Et ces réquisitions étaient scrutées de près tant la victime principale, Gisèle Pelicot, 71 ans, a accédé au statut d'icône féministe internationale après avoir refusé que le procès se déroule à huis clos, "pour que la honte change de camp".
L'accusation a ensuite requis une peine d'emprisonnement de 17 ans contre Jean-Pierre M., seul accusé à ne pas être poursuivi pour agression sexuelle sur Gisèle Pelicot mais sur sa propre épouse.
Puis la magistrate s'est attachée à battre en brèche par anticipation les arguments de la défense, rejetant les supposés "consentement implicite" ou "consentement par procuration" qu'aurait donnés Mme Pelicot: "On ne peut plus, en 2024, dire +puisqu'elle n'a rien dit, elle était d'accord+, c'est d'un autre âge".
- "De la nuance" -
De même, "si les vidéos montrent une certaine insistance (de Dominique Pelicot), aucune pression, aucun chantage, aucune menace n'est perceptible", a-t-elle relevé, écartant l'argument de la "manipulation".
Si la plupart des accusés sont poursuivis pour les mêmes faits, à savoir des viols aggravés sur Gisèle Pelicot, et risquent donc tous 20 ans de prison, l'individualisation des peines est obligatoire. Mais l'accusation a placé la barre très haut en abordant les premiers coaccusés.
Contre Joseph C., 69 ans, le seul poursuivi pour "atteinte sexuelle en réunion" et non pour viols ou tentative de viols, le parquet a ainsi requis quatre ans de prison ferme.
Puis les réquisitions sont allées crescendo, à raison d'un quart d'heure par accusé: 10 ans contre 11 d'entre eux, 11 ans contre deux autres, puis 12 ans contre quatre, 13 ans contre un.
Des demandes qualifiées d'"ahurissantes" et "hors de proportion" par certains avocats de la défense, qui ont reproché au parquet d'avoir requis sous l'influence de "l'opinion publique".

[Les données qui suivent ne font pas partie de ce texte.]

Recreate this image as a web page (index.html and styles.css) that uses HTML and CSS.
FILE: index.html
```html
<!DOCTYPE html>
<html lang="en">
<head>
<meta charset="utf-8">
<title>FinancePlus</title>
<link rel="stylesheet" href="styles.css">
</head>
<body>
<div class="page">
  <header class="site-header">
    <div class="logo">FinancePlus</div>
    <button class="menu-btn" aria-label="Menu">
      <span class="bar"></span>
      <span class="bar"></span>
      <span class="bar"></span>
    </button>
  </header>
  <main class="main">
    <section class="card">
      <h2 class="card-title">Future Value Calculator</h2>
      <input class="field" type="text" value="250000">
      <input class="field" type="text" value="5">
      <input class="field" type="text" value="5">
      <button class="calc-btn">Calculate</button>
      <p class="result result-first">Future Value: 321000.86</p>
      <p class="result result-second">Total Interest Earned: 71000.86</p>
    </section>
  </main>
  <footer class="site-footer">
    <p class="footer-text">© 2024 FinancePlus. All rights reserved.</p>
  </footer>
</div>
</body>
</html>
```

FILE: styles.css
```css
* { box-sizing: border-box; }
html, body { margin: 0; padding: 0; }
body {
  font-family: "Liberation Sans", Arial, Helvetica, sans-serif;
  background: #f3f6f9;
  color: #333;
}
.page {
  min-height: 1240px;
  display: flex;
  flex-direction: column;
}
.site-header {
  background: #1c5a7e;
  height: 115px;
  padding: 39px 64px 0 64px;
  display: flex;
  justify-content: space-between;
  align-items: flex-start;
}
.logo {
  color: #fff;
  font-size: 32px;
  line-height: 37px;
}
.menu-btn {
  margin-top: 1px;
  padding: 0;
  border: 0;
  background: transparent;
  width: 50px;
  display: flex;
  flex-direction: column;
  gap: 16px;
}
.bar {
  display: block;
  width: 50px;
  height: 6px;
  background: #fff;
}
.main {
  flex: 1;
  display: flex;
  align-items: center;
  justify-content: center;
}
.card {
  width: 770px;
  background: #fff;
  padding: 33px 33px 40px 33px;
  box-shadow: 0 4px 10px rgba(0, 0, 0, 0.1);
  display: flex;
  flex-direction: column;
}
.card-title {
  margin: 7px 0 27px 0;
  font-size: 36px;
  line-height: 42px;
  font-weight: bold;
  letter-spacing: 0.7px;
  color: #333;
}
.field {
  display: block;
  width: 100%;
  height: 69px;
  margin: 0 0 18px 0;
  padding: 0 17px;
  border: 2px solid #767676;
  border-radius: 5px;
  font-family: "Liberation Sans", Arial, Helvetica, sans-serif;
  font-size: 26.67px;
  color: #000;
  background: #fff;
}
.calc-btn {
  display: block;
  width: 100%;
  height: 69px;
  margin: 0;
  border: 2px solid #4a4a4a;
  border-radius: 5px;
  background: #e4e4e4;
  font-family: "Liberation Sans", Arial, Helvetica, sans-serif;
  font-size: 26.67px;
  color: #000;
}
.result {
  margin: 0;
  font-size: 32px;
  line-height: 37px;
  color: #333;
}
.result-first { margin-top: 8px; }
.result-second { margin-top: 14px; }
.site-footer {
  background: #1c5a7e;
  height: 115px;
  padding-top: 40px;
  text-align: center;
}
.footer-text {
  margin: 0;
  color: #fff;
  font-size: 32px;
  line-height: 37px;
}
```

"Je crains la suite. (...) On juge par l'opinion publique, et ça, nous ne pouvons pas, nous en défense, l'accepter", a estimé Me Louis-Alain Lemaire, avocat de quatre accusés.
"Le parquet avait le sabre de l'opinion publique dans le dos", a abondé son confrère Patrick Gontard, avocat de Jean-Pierre M.: "Procès hors normes, réquisitions hors de proportion. J'espère que le verdict ne sera pas hors normes, parce qu'à ce moment-là, je chercherai la justice", a averti Me Gontard, suggérant qu'il pourrait faire appel.
"Il faut de la nuance dans les peines, ça on ne peut le comprendre qu'en suivant le procès", avait témoigné avant même l'ouverture de l'audience Brigitte Jossien, 74 ans, directrice de magasin à la retraite, arrivée dès 05h45 pour assister au procès.
Le réquisitoire, officiellement prévu sur trois jours, pourrait en fait s'achever dès mercredi en fin de matinée. La parole sera alors donnée dans la foulée aux avocats de la défense. Le verdict est attendu le 20 décembre au plus tard.